I despise these gotcha fees and find myself beginning to distrust the companies that rely on them. Even the most scrupulous of business owners may miss a deadline, especially when they’re in the market for new services and have lots going on. So be sure to factor in, upfront, the costs if you do. And calendar precisely when and how to cancel any trials you do use!

Cost #6: Transaction Costs

Then there’re the transaction costs that come with free. These are no trifling matters. If you’re doing the trial period musical chairs thing, you’ve got to actually monitor when services end, cancel old ones, sign up for new ones, and occasionally jump through hoops to do either. For example, many services allow you to enroll in services via email, but you have to make a phone call to unsubscribe – during business hours, of course.

If you’re trying to cobble together a bunch of free services into a smoothly operating machine instead of paying someone to build a customized offering or to manage your services for you, you’re spending time on that which you could be spending on your business. All of this time, to beat some poor horse here is NOT free. More than that, it takes mental energy and adds a source of stress. It adds another set of balls to those you’re juggling, and you’re already juggling quite a few balls.
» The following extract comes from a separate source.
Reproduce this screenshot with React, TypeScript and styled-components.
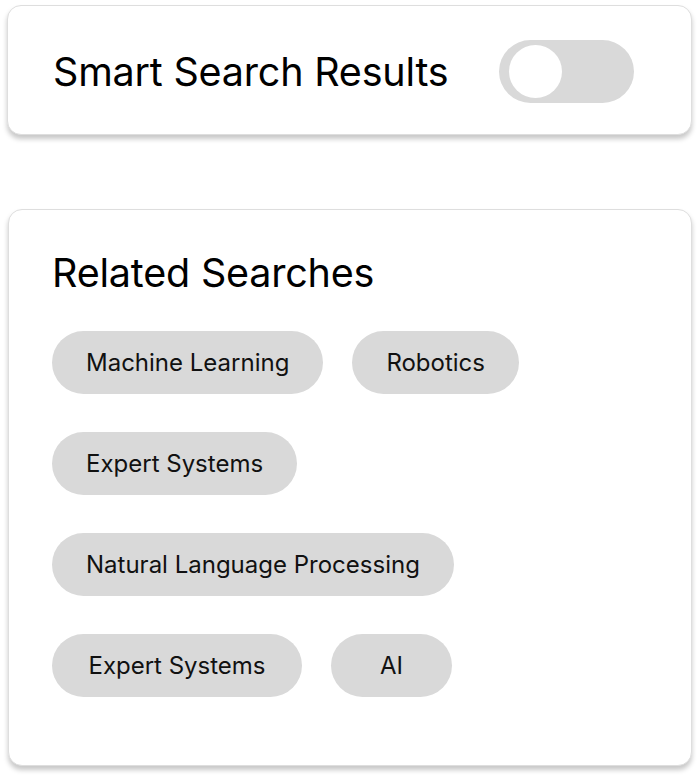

The Upshot of Free Offerings

None of this is to discourage freebies entirely. Free services are a benefit of the golden age of the internet, and many are a great addition to your technology plan. Spring Insight uses Slack (which I mentioned above) and freeconferencecall.com, and I find it works well and doesn’t alienate any of my colleagues. I also make use of free trials – but for their best and intended purpose – to test drive a product. As it happens, Spring Insight also offers some freebies here and there (you likely noticed our “Free Stuff” option on our website’s menu). But not everything “free” price-wise is costless. When you’re calculating your monthly budget, be sure to factor in the ancillary costs that may come from leveraging free services.